DATASET SECTION:
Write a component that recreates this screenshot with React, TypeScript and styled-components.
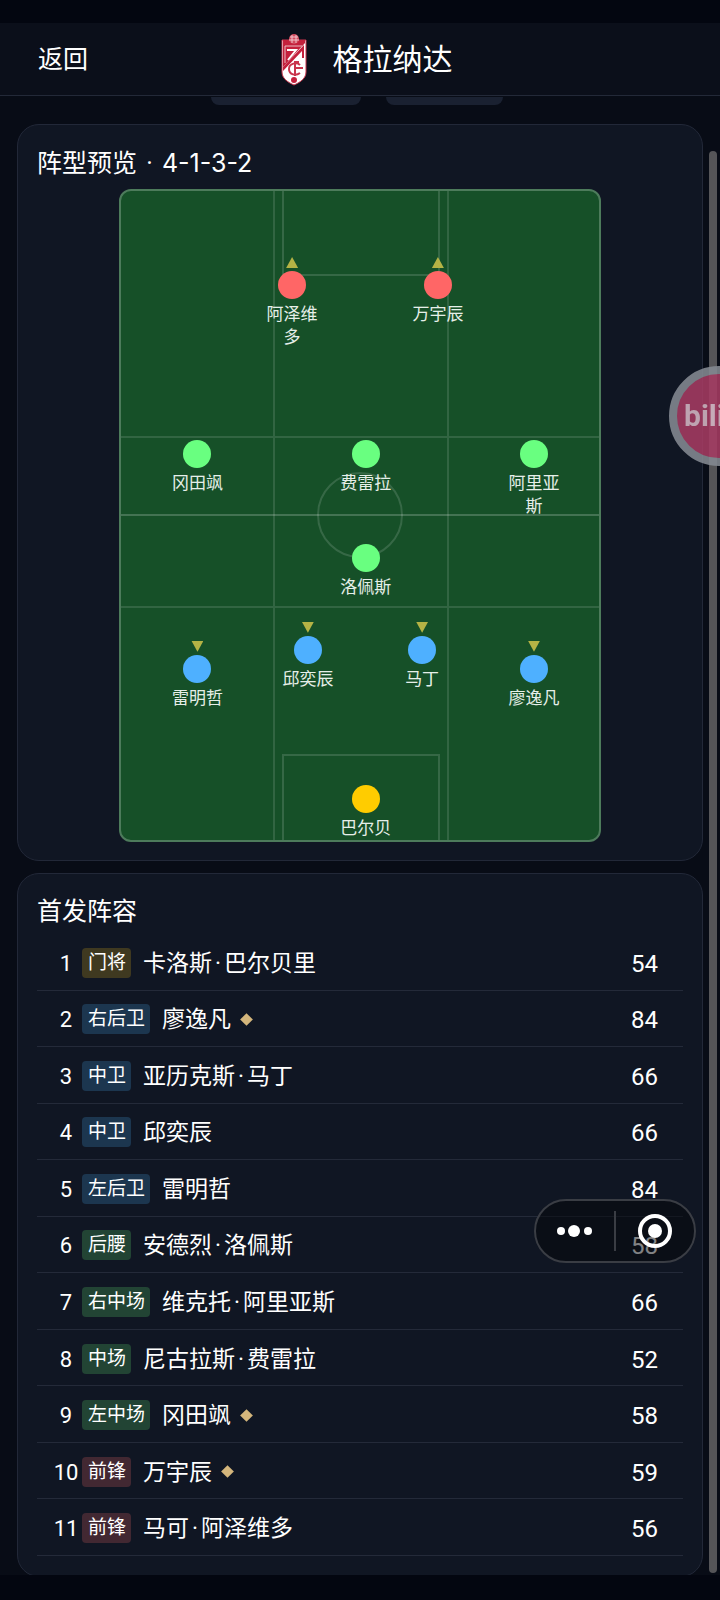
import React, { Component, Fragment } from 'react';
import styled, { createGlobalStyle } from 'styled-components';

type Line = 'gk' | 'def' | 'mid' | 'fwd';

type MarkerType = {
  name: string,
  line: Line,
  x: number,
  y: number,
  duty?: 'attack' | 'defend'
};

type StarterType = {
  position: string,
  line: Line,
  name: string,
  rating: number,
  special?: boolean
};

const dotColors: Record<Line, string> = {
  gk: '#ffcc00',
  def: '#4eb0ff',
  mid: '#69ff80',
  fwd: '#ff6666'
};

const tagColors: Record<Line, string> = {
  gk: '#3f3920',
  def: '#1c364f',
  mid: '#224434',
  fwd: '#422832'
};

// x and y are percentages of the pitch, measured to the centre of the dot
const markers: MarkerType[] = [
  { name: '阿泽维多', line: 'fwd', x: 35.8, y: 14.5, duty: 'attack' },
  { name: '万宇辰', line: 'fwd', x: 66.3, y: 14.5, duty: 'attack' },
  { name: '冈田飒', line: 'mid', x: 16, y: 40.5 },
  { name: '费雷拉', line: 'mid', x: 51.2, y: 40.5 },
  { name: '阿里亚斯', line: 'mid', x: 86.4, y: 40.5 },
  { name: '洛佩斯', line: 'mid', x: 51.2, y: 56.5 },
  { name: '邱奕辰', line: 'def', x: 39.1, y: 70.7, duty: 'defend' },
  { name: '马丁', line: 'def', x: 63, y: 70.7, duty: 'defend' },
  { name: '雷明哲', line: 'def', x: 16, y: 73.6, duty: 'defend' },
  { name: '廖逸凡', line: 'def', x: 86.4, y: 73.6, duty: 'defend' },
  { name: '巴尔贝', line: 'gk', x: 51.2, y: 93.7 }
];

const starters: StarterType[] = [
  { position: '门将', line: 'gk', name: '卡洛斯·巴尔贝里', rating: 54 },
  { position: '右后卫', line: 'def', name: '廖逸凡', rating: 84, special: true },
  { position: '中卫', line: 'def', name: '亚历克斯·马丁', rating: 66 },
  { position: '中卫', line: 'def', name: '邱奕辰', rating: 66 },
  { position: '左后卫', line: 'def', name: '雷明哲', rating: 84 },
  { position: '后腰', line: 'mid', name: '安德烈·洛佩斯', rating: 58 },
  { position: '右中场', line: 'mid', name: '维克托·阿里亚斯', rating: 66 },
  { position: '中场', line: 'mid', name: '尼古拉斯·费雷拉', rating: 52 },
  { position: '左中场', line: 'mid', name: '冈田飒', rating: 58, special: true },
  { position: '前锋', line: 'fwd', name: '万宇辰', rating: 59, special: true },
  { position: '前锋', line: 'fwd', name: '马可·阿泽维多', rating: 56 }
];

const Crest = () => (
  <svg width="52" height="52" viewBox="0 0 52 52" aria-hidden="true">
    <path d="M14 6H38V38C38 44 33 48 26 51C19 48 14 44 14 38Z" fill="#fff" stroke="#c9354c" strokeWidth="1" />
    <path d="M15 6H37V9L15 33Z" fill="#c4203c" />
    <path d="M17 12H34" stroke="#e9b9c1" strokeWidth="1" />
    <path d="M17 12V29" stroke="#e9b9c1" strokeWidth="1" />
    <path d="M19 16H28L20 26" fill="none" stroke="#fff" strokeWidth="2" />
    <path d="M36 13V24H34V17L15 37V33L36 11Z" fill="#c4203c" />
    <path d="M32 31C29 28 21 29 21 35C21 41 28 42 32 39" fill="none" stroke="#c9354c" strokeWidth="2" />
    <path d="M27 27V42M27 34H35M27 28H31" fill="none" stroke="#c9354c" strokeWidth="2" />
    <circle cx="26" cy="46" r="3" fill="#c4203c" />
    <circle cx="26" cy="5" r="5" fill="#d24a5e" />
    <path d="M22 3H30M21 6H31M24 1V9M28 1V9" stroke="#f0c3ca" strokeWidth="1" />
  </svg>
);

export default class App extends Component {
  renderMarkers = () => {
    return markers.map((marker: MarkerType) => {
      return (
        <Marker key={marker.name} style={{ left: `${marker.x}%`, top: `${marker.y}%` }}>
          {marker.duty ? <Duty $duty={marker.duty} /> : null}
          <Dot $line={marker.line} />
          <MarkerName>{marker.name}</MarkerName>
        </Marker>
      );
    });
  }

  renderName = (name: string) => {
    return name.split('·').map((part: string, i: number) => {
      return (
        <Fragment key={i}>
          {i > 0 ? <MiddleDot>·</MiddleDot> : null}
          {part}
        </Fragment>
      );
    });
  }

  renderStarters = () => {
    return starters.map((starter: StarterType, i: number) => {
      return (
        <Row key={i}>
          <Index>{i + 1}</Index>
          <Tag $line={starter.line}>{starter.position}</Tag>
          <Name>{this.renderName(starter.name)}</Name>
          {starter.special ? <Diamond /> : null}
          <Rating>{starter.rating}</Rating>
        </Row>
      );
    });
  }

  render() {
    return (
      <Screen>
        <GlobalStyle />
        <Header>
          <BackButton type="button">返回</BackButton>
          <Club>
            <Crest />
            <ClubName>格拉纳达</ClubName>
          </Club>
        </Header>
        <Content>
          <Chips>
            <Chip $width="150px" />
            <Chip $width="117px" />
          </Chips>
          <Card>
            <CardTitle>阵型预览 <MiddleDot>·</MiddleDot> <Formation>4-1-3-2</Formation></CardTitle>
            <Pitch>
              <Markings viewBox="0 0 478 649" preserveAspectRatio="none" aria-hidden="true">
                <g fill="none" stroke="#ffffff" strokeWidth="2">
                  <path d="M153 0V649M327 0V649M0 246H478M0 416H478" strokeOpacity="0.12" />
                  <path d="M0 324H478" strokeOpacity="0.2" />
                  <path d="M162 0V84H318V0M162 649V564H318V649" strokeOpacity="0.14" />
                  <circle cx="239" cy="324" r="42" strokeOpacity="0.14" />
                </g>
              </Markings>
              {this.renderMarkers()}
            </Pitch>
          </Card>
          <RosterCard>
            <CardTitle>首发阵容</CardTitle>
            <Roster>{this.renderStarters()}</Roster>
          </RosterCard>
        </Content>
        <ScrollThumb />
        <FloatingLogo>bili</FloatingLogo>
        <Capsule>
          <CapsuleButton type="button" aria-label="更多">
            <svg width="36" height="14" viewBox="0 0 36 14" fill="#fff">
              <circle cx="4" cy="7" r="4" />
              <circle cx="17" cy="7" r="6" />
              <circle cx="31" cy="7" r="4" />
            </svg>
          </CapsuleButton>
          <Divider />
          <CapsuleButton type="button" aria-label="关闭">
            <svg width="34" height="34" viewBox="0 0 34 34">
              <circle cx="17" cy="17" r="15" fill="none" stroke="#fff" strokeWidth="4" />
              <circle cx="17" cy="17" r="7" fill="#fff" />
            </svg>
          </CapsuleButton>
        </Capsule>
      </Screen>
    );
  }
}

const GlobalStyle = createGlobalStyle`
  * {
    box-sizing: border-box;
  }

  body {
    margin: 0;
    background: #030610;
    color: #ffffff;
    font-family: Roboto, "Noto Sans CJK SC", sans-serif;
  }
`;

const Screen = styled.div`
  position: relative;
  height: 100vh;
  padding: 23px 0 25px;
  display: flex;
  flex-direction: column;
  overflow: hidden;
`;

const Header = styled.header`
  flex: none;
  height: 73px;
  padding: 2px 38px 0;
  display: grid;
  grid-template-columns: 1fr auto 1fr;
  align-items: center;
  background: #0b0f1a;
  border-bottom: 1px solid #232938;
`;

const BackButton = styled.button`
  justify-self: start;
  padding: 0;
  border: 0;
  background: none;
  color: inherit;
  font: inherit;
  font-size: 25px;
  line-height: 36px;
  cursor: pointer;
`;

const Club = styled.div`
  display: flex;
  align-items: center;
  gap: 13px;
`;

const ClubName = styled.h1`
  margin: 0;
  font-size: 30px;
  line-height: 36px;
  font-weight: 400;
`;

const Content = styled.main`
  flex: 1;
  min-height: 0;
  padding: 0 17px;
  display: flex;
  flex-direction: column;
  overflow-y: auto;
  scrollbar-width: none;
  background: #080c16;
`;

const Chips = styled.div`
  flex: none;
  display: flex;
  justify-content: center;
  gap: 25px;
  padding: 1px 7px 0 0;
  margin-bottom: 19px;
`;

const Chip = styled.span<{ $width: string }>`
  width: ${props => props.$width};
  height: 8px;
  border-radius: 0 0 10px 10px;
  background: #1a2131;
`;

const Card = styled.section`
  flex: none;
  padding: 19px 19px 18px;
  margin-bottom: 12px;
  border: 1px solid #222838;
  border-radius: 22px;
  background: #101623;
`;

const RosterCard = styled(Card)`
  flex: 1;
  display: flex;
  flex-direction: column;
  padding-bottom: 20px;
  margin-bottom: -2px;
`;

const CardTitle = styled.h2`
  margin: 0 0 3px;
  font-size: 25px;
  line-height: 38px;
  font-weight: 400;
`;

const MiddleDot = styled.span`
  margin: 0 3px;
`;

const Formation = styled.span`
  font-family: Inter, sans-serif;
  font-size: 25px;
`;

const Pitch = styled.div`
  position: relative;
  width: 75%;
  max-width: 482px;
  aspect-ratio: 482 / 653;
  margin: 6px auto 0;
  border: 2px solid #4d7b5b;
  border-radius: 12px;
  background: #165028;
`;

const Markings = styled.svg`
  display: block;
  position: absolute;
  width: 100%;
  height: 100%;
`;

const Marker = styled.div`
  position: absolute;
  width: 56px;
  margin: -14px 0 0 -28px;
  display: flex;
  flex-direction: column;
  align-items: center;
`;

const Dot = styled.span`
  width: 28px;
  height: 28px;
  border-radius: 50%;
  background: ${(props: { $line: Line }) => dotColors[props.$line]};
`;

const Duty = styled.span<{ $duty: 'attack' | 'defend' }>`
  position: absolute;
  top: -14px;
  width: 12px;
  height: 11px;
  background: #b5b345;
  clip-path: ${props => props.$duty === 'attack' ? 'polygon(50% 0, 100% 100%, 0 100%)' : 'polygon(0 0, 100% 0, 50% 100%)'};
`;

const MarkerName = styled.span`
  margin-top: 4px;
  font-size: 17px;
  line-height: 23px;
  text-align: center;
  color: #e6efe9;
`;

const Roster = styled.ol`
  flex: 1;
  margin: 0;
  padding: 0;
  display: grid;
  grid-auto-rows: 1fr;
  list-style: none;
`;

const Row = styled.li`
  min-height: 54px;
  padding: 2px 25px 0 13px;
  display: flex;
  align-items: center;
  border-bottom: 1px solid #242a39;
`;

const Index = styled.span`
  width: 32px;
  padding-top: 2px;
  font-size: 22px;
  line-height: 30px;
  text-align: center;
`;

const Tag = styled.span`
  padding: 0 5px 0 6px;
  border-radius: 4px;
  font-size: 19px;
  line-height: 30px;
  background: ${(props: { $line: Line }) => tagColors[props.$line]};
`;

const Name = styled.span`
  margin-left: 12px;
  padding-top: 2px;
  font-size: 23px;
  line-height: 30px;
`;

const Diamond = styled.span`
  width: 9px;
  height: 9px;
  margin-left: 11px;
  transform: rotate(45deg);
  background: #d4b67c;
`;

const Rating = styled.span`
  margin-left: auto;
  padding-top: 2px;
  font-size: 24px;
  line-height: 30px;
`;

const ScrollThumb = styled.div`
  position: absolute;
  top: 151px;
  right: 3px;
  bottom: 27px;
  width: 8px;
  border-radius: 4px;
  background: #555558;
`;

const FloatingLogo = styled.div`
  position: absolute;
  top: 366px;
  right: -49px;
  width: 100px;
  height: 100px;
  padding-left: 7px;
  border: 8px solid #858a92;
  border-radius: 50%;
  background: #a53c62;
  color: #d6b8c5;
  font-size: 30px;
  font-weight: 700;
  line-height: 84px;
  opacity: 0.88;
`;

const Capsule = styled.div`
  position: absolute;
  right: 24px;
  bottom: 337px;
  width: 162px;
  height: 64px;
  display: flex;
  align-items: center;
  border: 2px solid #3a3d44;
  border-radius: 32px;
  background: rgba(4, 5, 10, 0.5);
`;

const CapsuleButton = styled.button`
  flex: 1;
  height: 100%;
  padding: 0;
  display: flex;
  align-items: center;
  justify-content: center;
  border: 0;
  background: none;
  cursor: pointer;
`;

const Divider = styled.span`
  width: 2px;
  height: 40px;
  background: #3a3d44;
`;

WHAT IS NEEDED:
Count every line in the listing above that holds "React", then report only the count.

EXERCISE RESPONSE:
2